-- BEGIN --
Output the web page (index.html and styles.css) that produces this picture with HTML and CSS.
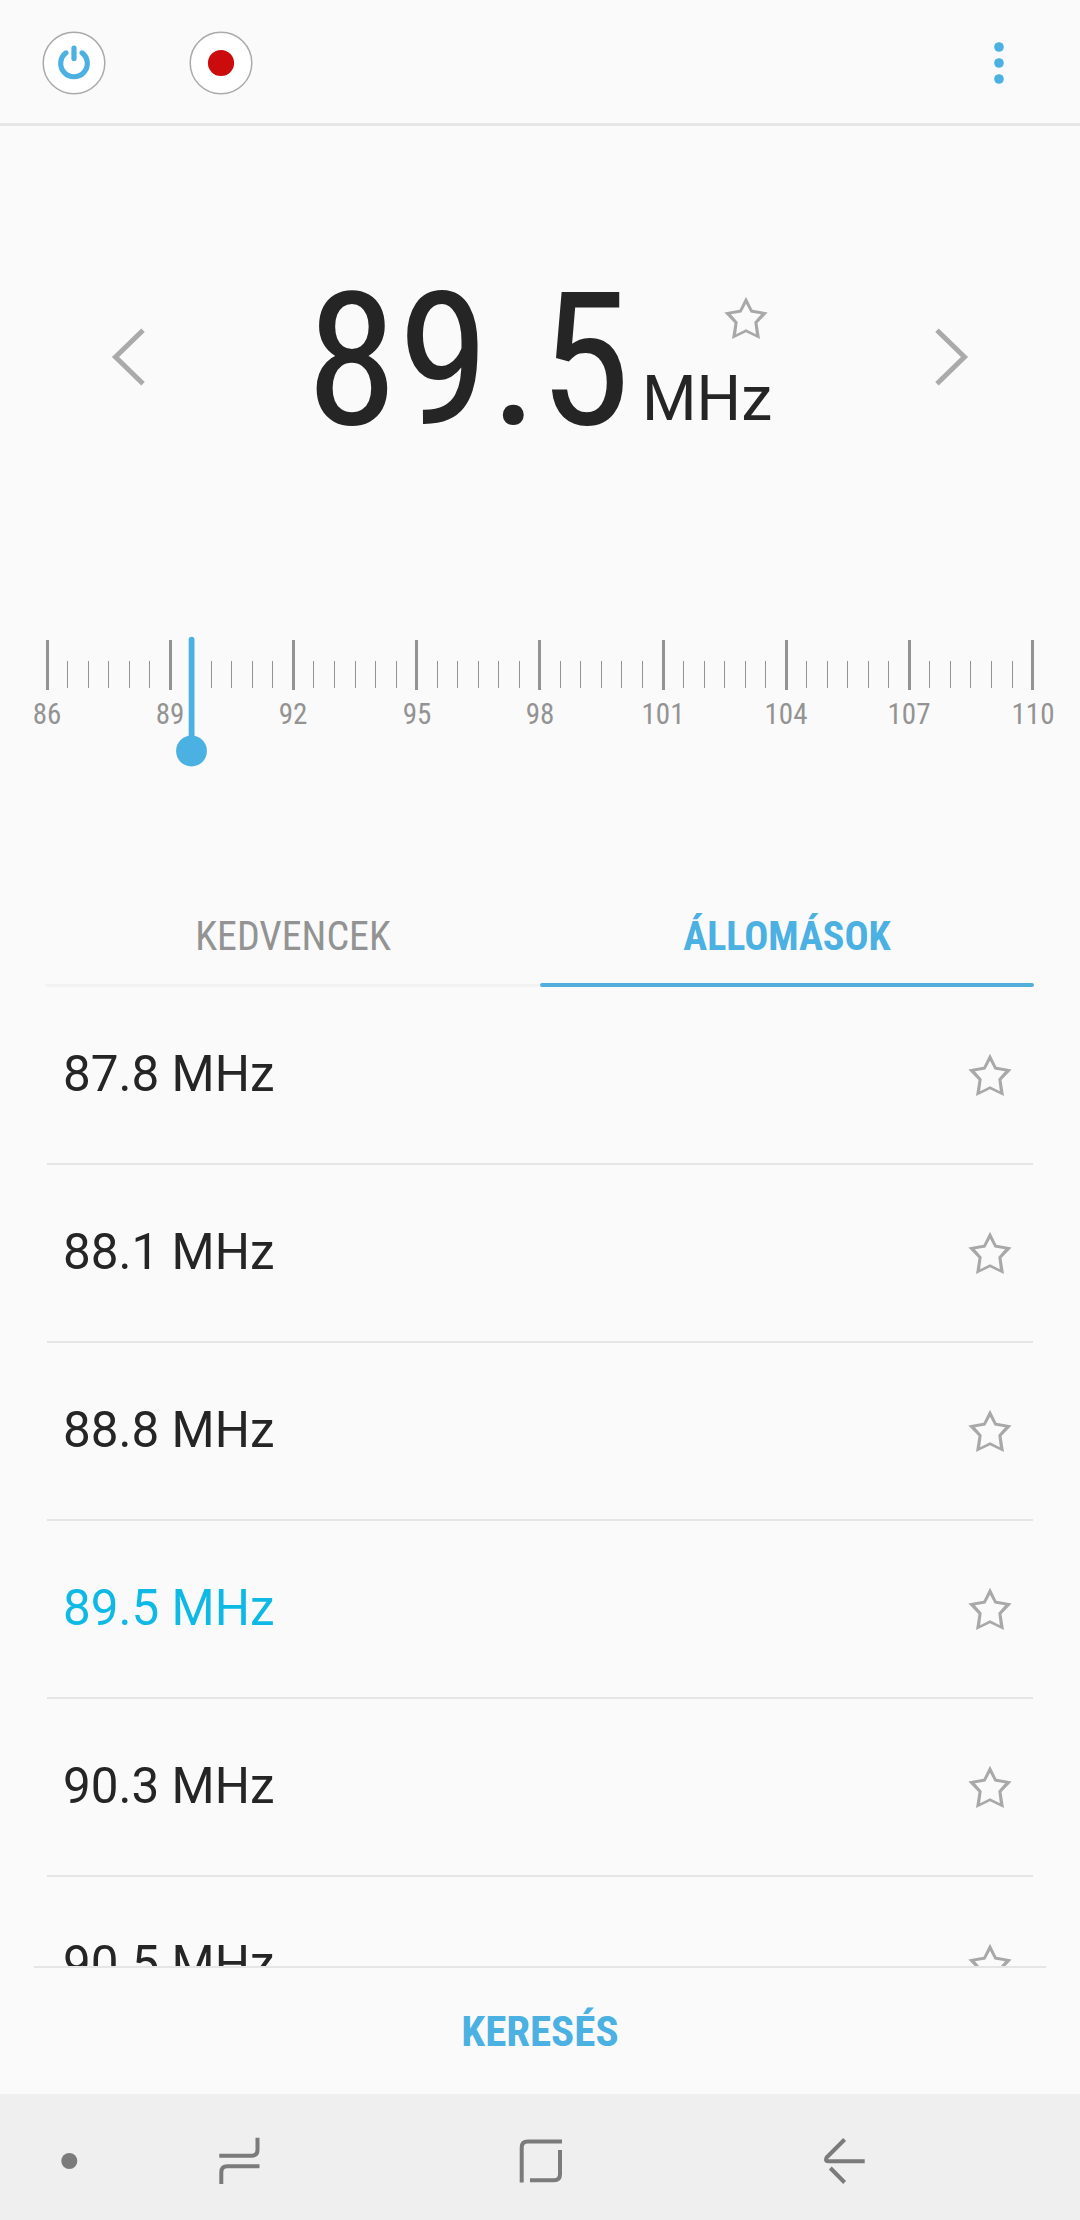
-- END --
-- BEGIN --
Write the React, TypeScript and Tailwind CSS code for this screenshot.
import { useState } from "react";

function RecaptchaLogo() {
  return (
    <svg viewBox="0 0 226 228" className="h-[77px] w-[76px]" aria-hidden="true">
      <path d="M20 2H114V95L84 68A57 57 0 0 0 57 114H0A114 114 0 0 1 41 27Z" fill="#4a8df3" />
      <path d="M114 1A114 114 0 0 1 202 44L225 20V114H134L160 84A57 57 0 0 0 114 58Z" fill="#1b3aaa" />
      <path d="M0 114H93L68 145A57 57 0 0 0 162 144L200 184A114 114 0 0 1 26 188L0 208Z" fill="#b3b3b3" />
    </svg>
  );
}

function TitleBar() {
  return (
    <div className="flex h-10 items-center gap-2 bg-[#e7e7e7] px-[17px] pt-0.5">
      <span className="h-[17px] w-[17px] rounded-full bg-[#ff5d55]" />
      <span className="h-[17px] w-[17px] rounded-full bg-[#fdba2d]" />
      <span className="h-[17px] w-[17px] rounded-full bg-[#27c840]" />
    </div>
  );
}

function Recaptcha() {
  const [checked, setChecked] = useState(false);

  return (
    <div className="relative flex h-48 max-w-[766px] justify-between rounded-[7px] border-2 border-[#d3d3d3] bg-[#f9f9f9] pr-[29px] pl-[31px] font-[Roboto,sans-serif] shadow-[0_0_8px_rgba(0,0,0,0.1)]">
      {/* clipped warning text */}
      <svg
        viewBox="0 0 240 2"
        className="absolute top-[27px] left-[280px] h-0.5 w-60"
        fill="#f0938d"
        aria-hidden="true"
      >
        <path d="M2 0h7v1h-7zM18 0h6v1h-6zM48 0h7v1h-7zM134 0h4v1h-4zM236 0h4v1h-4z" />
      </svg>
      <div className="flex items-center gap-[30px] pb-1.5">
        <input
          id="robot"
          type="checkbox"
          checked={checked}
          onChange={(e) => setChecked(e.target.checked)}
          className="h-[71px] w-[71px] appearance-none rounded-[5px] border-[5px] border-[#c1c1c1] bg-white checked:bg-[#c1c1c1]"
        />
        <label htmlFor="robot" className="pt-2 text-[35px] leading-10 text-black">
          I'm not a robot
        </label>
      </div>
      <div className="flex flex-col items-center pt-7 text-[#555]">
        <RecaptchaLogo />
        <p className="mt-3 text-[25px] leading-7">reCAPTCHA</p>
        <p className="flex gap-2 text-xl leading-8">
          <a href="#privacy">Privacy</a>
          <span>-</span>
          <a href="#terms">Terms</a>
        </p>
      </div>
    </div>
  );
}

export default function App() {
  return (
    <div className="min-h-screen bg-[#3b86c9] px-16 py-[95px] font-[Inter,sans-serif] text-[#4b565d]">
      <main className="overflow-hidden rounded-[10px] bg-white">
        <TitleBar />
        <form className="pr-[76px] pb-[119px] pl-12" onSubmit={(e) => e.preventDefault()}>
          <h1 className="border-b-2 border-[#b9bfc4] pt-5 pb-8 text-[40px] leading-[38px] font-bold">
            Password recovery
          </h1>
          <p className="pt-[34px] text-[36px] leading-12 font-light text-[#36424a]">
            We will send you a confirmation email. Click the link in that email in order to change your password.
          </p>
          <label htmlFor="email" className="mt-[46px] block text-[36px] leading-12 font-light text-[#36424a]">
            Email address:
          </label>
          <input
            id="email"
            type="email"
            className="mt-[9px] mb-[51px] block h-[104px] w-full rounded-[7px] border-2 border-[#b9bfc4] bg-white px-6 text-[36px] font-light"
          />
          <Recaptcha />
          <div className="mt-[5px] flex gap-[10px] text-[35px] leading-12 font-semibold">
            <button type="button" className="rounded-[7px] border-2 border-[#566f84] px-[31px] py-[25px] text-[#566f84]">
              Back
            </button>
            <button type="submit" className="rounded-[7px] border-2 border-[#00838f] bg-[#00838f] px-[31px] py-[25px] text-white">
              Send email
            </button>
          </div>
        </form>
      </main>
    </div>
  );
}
-- END --
Stated exercise: Filter the entries down to the lines with the word "that" in them.

Output below:
Output the web page (index.html and styles.css) that produces this picture with HTML and CSS.
            We will send you a confirmation email. Click the link in that email in order to change your password.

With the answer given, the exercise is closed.